Public recreation centers are generally assumed to be places for the community to gather, exercise, compete in friendly competition and participate in other programming. In times of emergency, however, their role becomes even more vital.
With record low temperatures blasting much of the Midwest, many community recreation centers are opening their doors as emergency warming centers, accommodating community members who lose their own heat or who otherwise don’t have anywhere to find shelter from the cold.
One such facility is the Medina (Ohio) Community Recreation Center, which is allowing people access to its community rooms from 5:30 a.m. to 10 p.m. through Feb. 1.

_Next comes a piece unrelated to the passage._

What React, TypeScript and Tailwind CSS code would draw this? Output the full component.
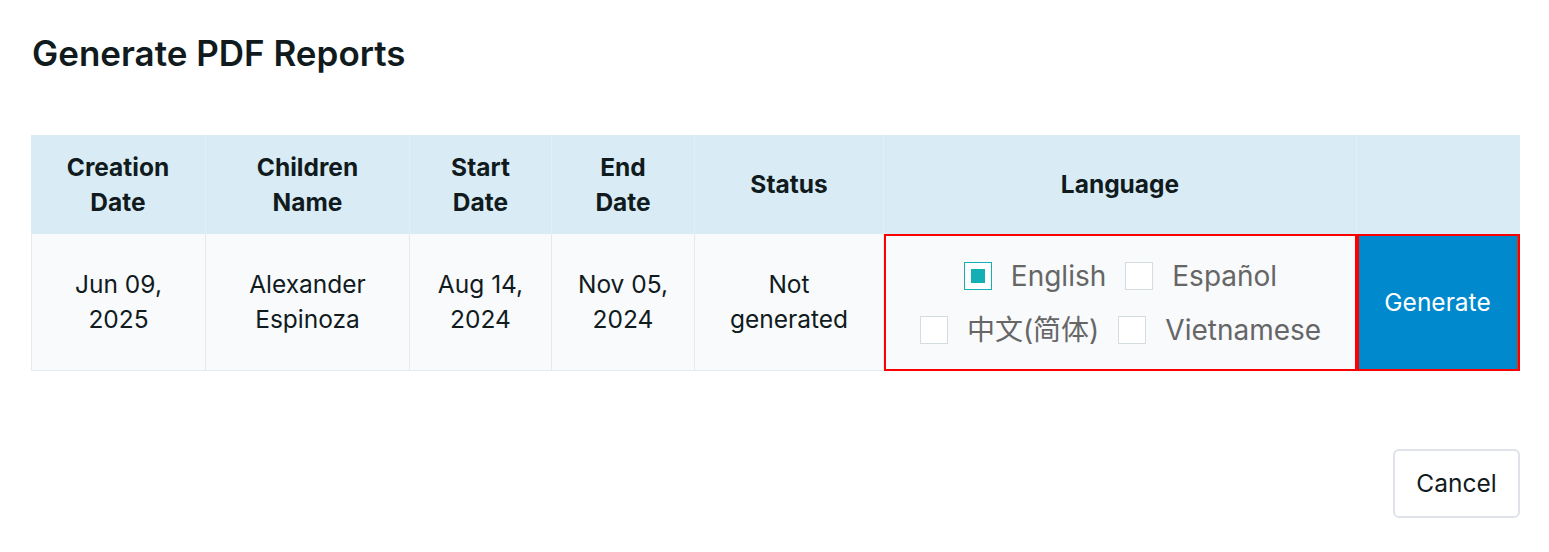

Cleveland.com reports that the facility’s director Mike Wright spoke with mayor Dennis Hanwell at a council meeting before implementing the idea on Tuesday.
“It’s really just an area for them to come in and get out of the cold for a few hours or however long they want to stay during our hours of operation,” Wright told Cleveland.com.
The cold temperatures, along with how long they’re expected to remain, prompted the decision to open the facility.
“This is kind of unusual to have temperatures this low for this many days,” Hanwell said.
Since the facility remained open throughout the arctic blast, it made sense to shuffle the schedule and make the community room available. Doing so placed no extra burden on the facility’s staff, and doesn’t otherwise disrupt the rec center’s normal operations.
“It’s a community building that we have available here, and if it could help some folks out we just want to make it available,” Hanwell said.
On Thursday morning, Medina was facing temperatures of negative 3 degrees Fahrenheit. A wind chill warning projected that wind chills could reach as far as 35 degrees below 0.